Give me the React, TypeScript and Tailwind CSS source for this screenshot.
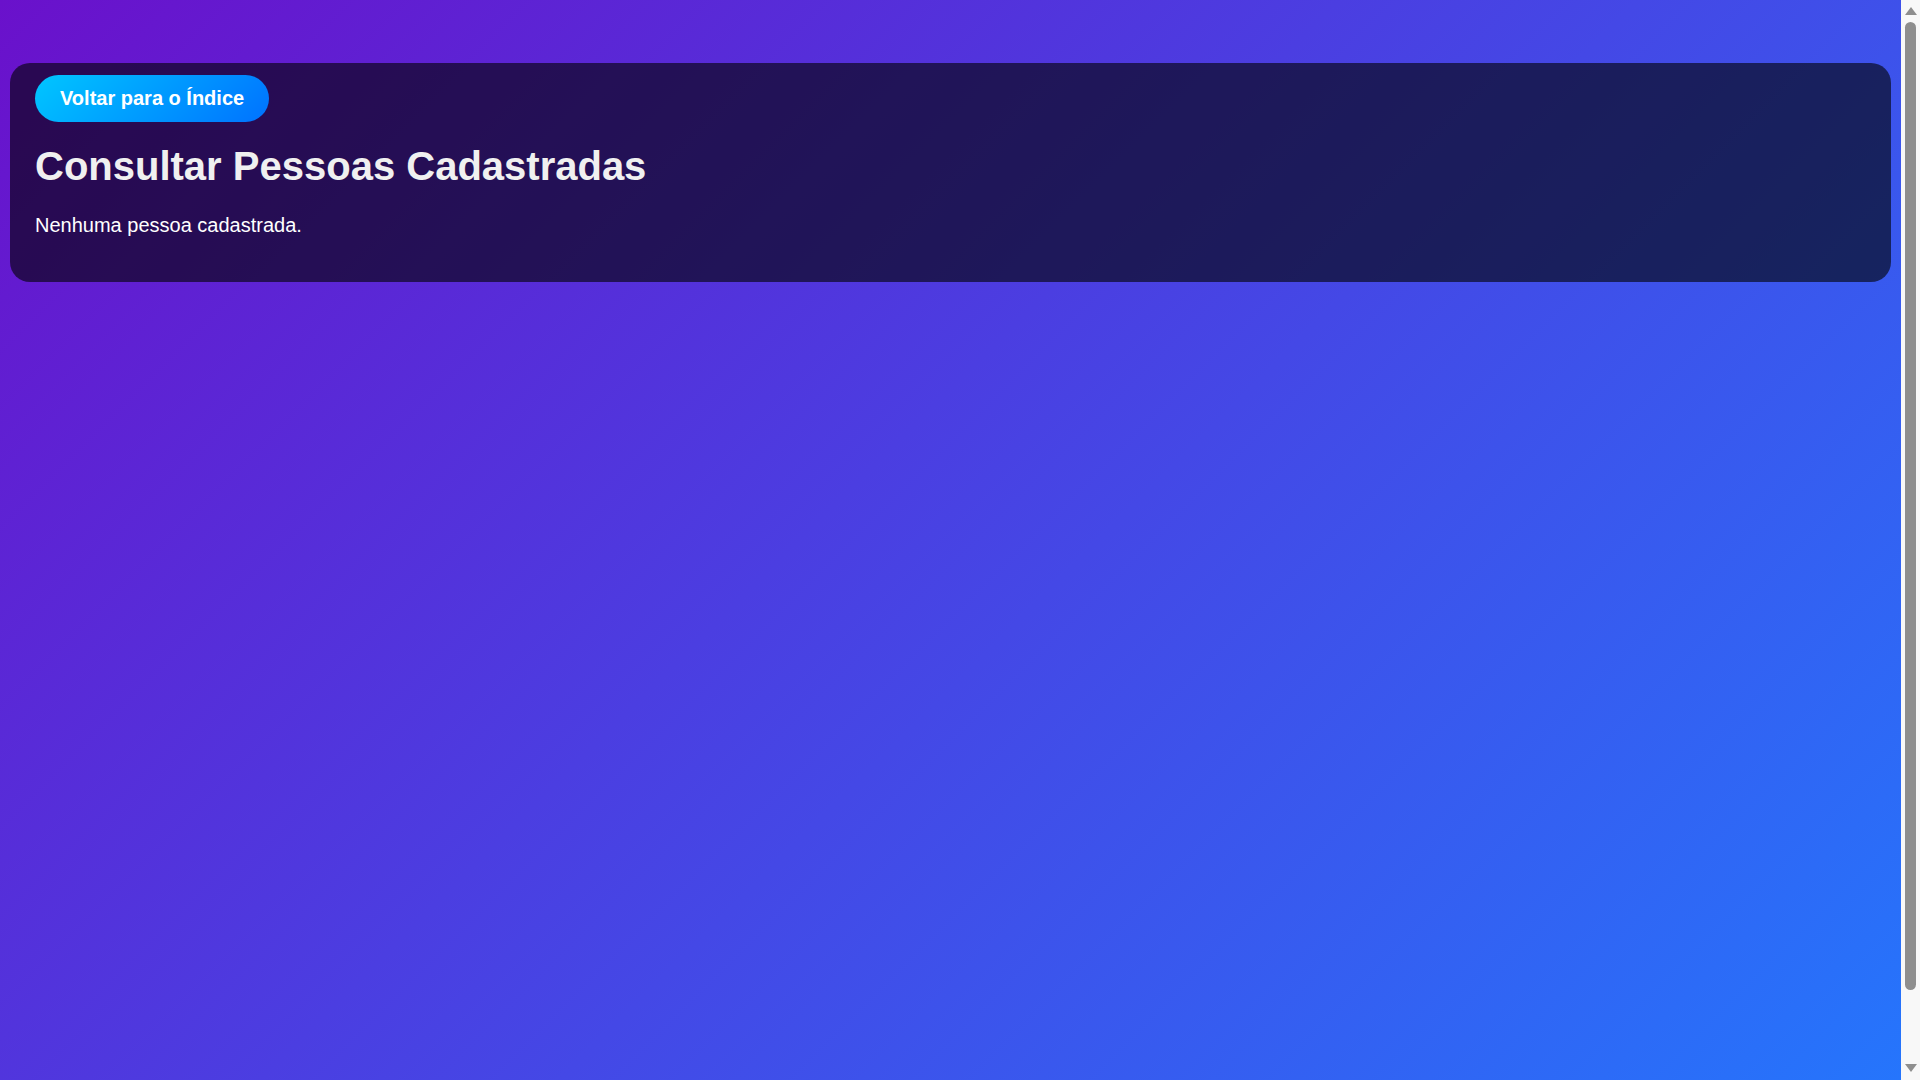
export default function App() {
  return (
    <div className="flex h-screen overflow-hidden font-['Liberation_Sans',Arial,sans-serif]">
      <main className="flex-1 bg-[linear-gradient(135deg,#6a11cb_0%,#2575fc_100%)] px-[10px] pt-[63px]">
        <div className="rounded-[20px] bg-black/60 px-[25px] pt-3 pb-[45px]">
          <button className="rounded-full bg-[linear-gradient(135deg,#00c6ff_0%,#0072ff_100%)] px-[25px] py-3 text-xl leading-[23px] font-bold text-white">
            Voltar para o Índice
          </button>
          <h1 className="mt-[21px] text-[40px] leading-[46px] font-bold text-[#f0f0f0]">
            Consultar Pessoas Cadastradas
          </h1>
          <p className="mt-[25px] text-xl leading-[23px] text-white">
            Nenhuma pessoa cadastrada.
          </p>
        </div>
      </main>
      {/* page scrollbar */}
      <div className="flex w-[19px] flex-col items-center bg-[#f8f8f8] pt-[7px] pb-[8px]">
        <div className="h-0 w-0 border-x-[6px] border-b-[8px] border-x-transparent border-b-[#8e8e8e]" />
        <div className="mt-[7px] h-[968px] w-[11px] rounded-full bg-[#8e8e8e]" />
        <div className="flex-1" />
        <div className="h-0 w-0 border-x-[6px] border-t-[8px] border-x-transparent border-t-[#8e8e8e]" />
      </div>
    </div>
  );
}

Objective — Exclude every picture and copy the remaining data exactly.

Response for this exercise —
Give me the React, TypeScript and Tailwind CSS source for this screenshot.
export default function App() {
  return (
    <div className="flex h-screen overflow-hidden font-['Liberation_Sans',Arial,sans-serif]">
      <main className="flex-1 bg-[linear-gradient(135deg,#6a11cb_0%,#2575fc_100%)] px-[10px] pt-[63px]">
        <div className="rounded-[20px] bg-black/60 px-[25px] pt-3 pb-[45px]">
          <button className="rounded-full bg-[linear-gradient(135deg,#00c6ff_0%,#0072ff_100%)] px-[25px] py-3 text-xl leading-[23px] font-bold text-white">
            Voltar para o Índice
          </button>
          <h1 className="mt-[21px] text-[40px] leading-[46px] font-bold text-[#f0f0f0]">
            Consultar Pessoas Cadastradas
          </h1>
          <p className="mt-[25px] text-xl leading-[23px] text-white">
            Nenhuma pessoa cadastrada.
          </p>
        </div>
      </main>
      {/* page scrollbar */}
      <div className="flex w-[19px] flex-col items-center bg-[#f8f8f8] pt-[7px] pb-[8px]">
        <div className="h-0 w-0 border-x-[6px] border-b-[8px] border-x-transparent border-b-[#8e8e8e]" />
        <div className="mt-[7px] h-[968px] w-[11px] rounded-full bg-[#8e8e8e]" />
        <div className="flex-1" />
        <div className="h-0 w-0 border-x-[6px] border-t-[8px] border-x-transparent border-t-[#8e8e8e]" />
      </div>
    </div>
  );
}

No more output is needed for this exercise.